**TASK TO COMPLETE**
Pull out all lines from the listing below in which the word "this" appears.
### DATA SECTION
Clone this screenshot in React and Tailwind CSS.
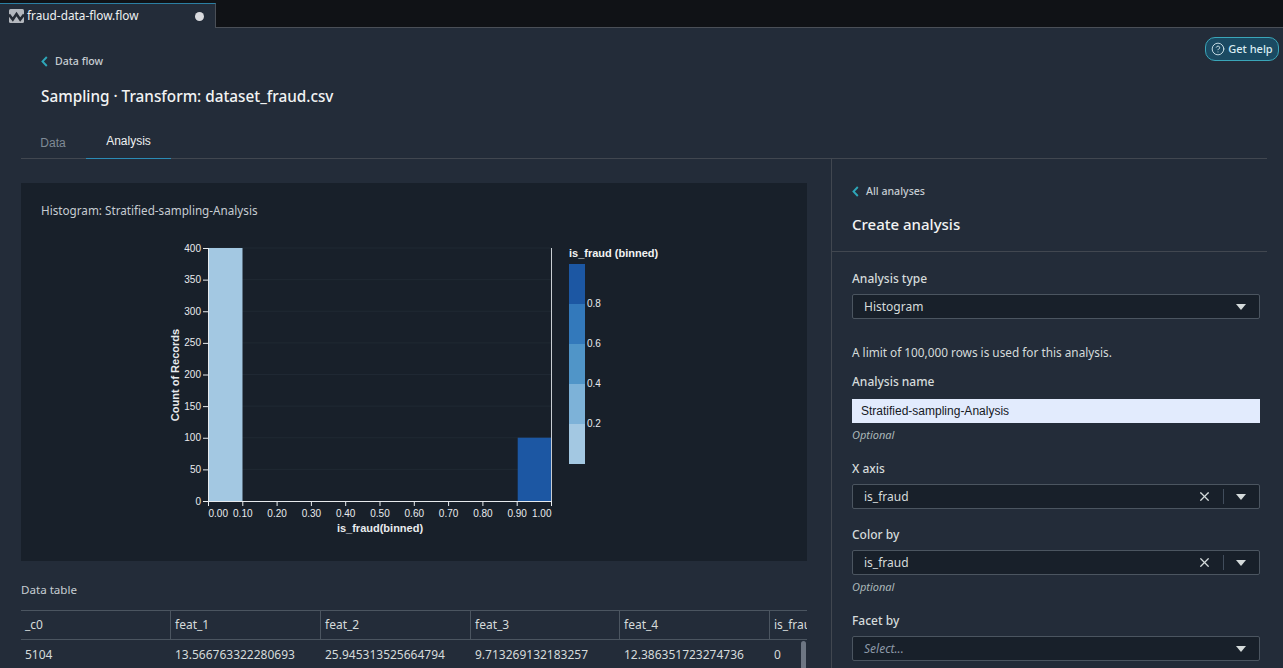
import React from 'react'
import { X, CircleHelp } from 'lucide-react'

const yTicks = [0, 50, 100, 150, 200, 250, 300, 350, 400]
const xTicks = ['0.00', '0.10', '0.20', '0.30', '0.40', '0.50', '0.60', '0.70', '0.80', '0.90', '1.00']
const legendColors = ['#1c57a3', '#3379bb', '#5095c8', '#7db2d8', '#a3c8e2']
const legendLabels = ['0.8', '0.6', '0.4', '0.2']

const columns = [
  { name: '_c0', value: '5104', width: 'w-[150px]' },
  { name: 'feat_1', value: '13.566763322280693', width: 'w-[150px]' },
  { name: 'feat_2', value: '25.945313525664794', width: 'w-[150px]' },
  { name: 'feat_3', value: '9.713269132183257', width: 'w-[149px]' },
  { name: 'feat_4', value: '12.386351723274736', width: 'w-[150px]' },
  { name: 'is_fraud', value: '0', width: 'w-[37px]' }
]

const Caret = () => (
  <svg width="12" height="8" viewBox="0 0 12 8" className="shrink-0">
    <path d="M1 1h10L6 7z" fill="#d5dbdb" />
  </svg>
)

const BackChevron = () => (
  <svg width="7" height="11" viewBox="0 0 7 11" className="shrink-0">
    <path d="M5.8 1 1.5 5.5l4.3 4.5" fill="none" stroke="#2ea6b8" strokeWidth="1.9" />
  </svg>
)

const Histogram = () => {
  const yAt = (v) => 501 - (v / 400) * 253
  const xAt = (i) => 208.5 + i * 34.3
  return (
    <svg width="786" height="378" viewBox="21 183 786 378" className="block font-['Liberation_Sans',sans-serif]">
      {yTicks.slice(1).map((t) => (
        <line key={t} x1="208" x2="551" y1={yAt(t)} y2={yAt(t)} stroke="#1f2833" />
      ))}
      <rect x="208.5" y="248" width="34" height="253" fill="#a3c8e2" />
      <rect x="517.7" y="437.7" width="33.6" height="63.3" fill="#1c57a3" />
      <line x1="208.5" x2="208.5" y1="248" y2="501" stroke="#e8ebee" />
      <line x1="551.5" x2="551.5" y1="248" y2="501" stroke="#c9ced3" />
      <line x1="208" x2="552" y1="501.5" y2="501.5" stroke="#e8ebee" />
      {yTicks.map((t) => (
        <g key={t}>
          <line x1="203" x2="208" y1={yAt(t) + 0.5} y2={yAt(t) + 0.5} stroke="#e8ebee" />
          <text x="201" y={yAt(t) + 3.5} textAnchor="end" fontSize="10" fill="#e8ebee">{t}</text>
        </g>
      ))}
      {xTicks.map((t, i) => (
        <g key={t}>
          <line x1={xAt(i)} x2={xAt(i)} y1="501" y2="506" stroke="#e8ebee" />
          <text
            x={i === 0 ? 208.5 : i === 10 ? 551.5 : xAt(i)}
            y="517"
            textAnchor={i === 0 ? 'start' : i === 10 ? 'end' : 'middle'}
            fontSize="10"
            fill="#e8ebee"
          >
            {t}
          </text>
        </g>
      ))}
      <text x="380" y="532" textAnchor="middle" fontSize="11" fontWeight="700" fill="#e8ebee">is_fraud(binned)</text>
      <text x="0" y="0" transform="translate(179 375) rotate(-90)" textAnchor="middle" fontSize="11" fontWeight="700" fill="#e8ebee">Count of Records</text>
      <text x="569" y="257" fontSize="11" fontWeight="700" fill="#f2f3f3">is_fraud (binned)</text>
      {legendColors.map((c, i) => (
        <rect key={c} x="569" y={264 + i * 40} width="16" height="40" fill={c} />
      ))}
      {legendLabels.map((l, i) => (
        <text key={l} x="587" y={307 + i * 40} fontSize="10" fill="#e8ebee">{l}</text>
      ))}
    </svg>
  )
}

const Field = ({ label, value, clearable, placeholder, hint, className = '' }) => (
  <div className={className}>
    <div className="text-[12px] leading-4 text-[#d5dbdb] font-medium">{label}</div>
    <div className="mt-[7px] flex h-[25px] items-center rounded-[2px] border border-[#4b5560] bg-[#18202a] pl-[11px] pr-[12px]">
      <span className={placeholder ? 'text-[12px] italic text-[#8d99a8]' : 'text-[12px] text-[#d5dbdb]'}>
        {value || placeholder}
      </span>
      <div className="ml-auto flex items-center">
        {clearable && (
          <>
            <X size={15} strokeWidth={2} color="#d5dbdb" />
            <span className="ml-[11px] mr-[11px] h-[15px] w-px bg-[#414d5c]" />
          </>
        )}
        <Caret />
      </div>
    </div>
    {hint && <div className="mt-[4px] text-[11px] leading-4 italic text-[#aab7b8]">{hint}</div>}
  </div>
)

export default function App() {
  return (
    <div className="h-[668px] w-[1283px] overflow-hidden bg-[#232c39] font-['Noto_Sans',sans-serif] text-[#d5dbdb]">
      {/* tab strip */}
      <div className="flex h-[28px] bg-[#101216]">
        <div className="mt-[3px] flex h-[25px] w-[216px] items-center border-t border-r border-t-[#2b7fa3] border-r-[#4a4f57] bg-[#232c39] pl-[9px]">
          <svg width="15" height="14" viewBox="0 0 15 14" className="shrink-0">
            <rect width="15" height="14" rx="1.5" fill="#b4b8be" />
            <path d="M0 5.5 3.8 10.5 7.5 5 11.2 10.5 15 5.5" fill="none" stroke="#262c35" strokeWidth="2.6" />
          </svg>
          <span className="ml-[3px] text-[11.8px] text-[#eef0f1]">fraud-data-flow.flow</span>
          <span className="ml-[57px] h-[9px] w-[9px] rounded-full bg-[#d8dade]" />
        </div>
        <div className="flex-1 border-b border-[#4a4f57]" />
      </div>

      {/* page header */}
      <div className="relative mx-[21px] mr-[16px] h-[131px] border-b border-[#414750]">
        <div className="flex items-center pl-[20px] pt-[25px] text-[10.6px] leading-4 text-[#c6ccd2]">
          <BackChevron />
          <span className="ml-[7px] font-medium">Data flow</span>
        </div>
        <h1 className="ml-[20px] mt-[15px] text-[15.3px] leading-6 font-medium text-[#f2f3f3]">
          Sampling · Transform: dataset_fraud.csv
        </h1>
        <div className="absolute bottom-[-1px] left-0 flex font-['Liberation_Sans',sans-serif] text-[12px]">
          <div className="flex h-[32px] w-[65px] items-center justify-center pr-[1px] text-[#7f8a95]">Data</div>
          <div className="flex h-[32px] w-[85px] items-center justify-center border-b border-[#2b8bb5] pb-[3px] text-[#eef0f1]">Analysis</div>
        </div>
        <button className="absolute right-[-12px] top-[9px] flex h-[24px] w-[74px] items-center justify-center gap-[3px] rounded-[10px] border border-[#3aa6b9] bg-[#1b4a62] text-[11px] font-medium text-[#d9ecf2]">
          <CircleHelp size={14} strokeWidth={1.5} />
          Get help
        </button>
      </div>

      <div className="flex h-[509px]">
        {/* chart and table */}
        <div className="w-[832px] shrink-0 border-r border-[#414750] pl-[21px] pt-[24px]">
          <div className="relative w-[786px] bg-[#18202a]">
            <div className="absolute left-[20px] top-[19px] text-[11.7px] leading-4 text-[#c6ccd2]">
              Histogram: Stratified-sampling-Analysis
            </div>
            <Histogram />
          </div>
          <div className="mt-[21px] text-[11.6px] leading-4 text-[#c6ccd2]">Data table</div>
          <div className="relative mt-[12px] h-[70px] w-[786px] overflow-hidden border-t border-[#4b5560] text-[12px] text-[#d5dbdb]">
            <div className="flex h-[29px] border-b border-[#4b5560]">
              {columns.map((c, i) => (
                <div
                  key={c.name}
                  className={`${c.width} flex shrink-0 items-center overflow-hidden whitespace-nowrap pl-[4px] ${i < 5 ? 'border-r border-[#4b5560]' : ''}`}
                >
                  {c.name}
                </div>
              ))}
            </div>
            <div className="flex h-[29px]">
              {columns.map((c) => (
                <div key={c.name} className={`${c.width} flex shrink-0 items-center whitespace-nowrap pl-[4px]`}>
                  {c.value}
                </div>
              ))}
            </div>
            <div className="absolute right-[1px] top-[30px] h-[40px] w-[5px] rounded-full bg-[#6d7683]" />
          </div>
        </div>

        {/* create analysis panel */}
        <div className="w-[435px] shrink-0">
          <div className="border-b border-[#414750] pb-[15px] pl-[16px] pt-[24px]">
            <div className="flex items-center pl-[4px] text-[10.6px] leading-4 text-[#c6ccd2]">
              <BackChevron />
              <span className="ml-[7px] font-medium">All analyses</span>
            </div>
            <div className="ml-[4px] mt-[13px] text-[15px] leading-6 font-medium text-[#f2f3f3]">Create analysis</div>
          </div>
          <div className="w-[428px] pl-[20px] pt-[19px]">
            <Field label="Analysis type" value="Histogram" />
            <div className="mt-[25px] text-[11.8px] leading-4 text-[#d5dbdb]">A limit of 100,000 rows is used for this analysis.</div>
            <div className="mt-[14px] text-[12px] leading-4 font-medium text-[#d5dbdb]">Analysis name</div>
            <div className="mt-[9px] flex h-[24px] items-center bg-[#e2ebfd] pl-[9px] font-['Liberation_Sans',sans-serif] text-[12px] text-[#16191f]">
              Stratified-sampling-Analysis
            </div>
            <div className="mt-[4px] text-[11px] leading-4 italic text-[#aab7b8]">Optional</div>
            <Field className="mt-[18px]" label="X axis" value="is_fraud" clearable />
            <Field className="mt-[18px]" label="Color by" value="is_fraud" clearable hint="Optional" />
            <Field className="mt-[18px]" label="Facet by" placeholder="Select..." />
          </div>
        </div>
      </div>
    </div>
  )
}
######
**SOLUTION**
Clone this screenshot in React and Tailwind CSS.
            <div className="mt-[25px] text-[11.8px] leading-4 text-[#d5dbdb]">A limit of 100,000 rows is used for this analysis.</div>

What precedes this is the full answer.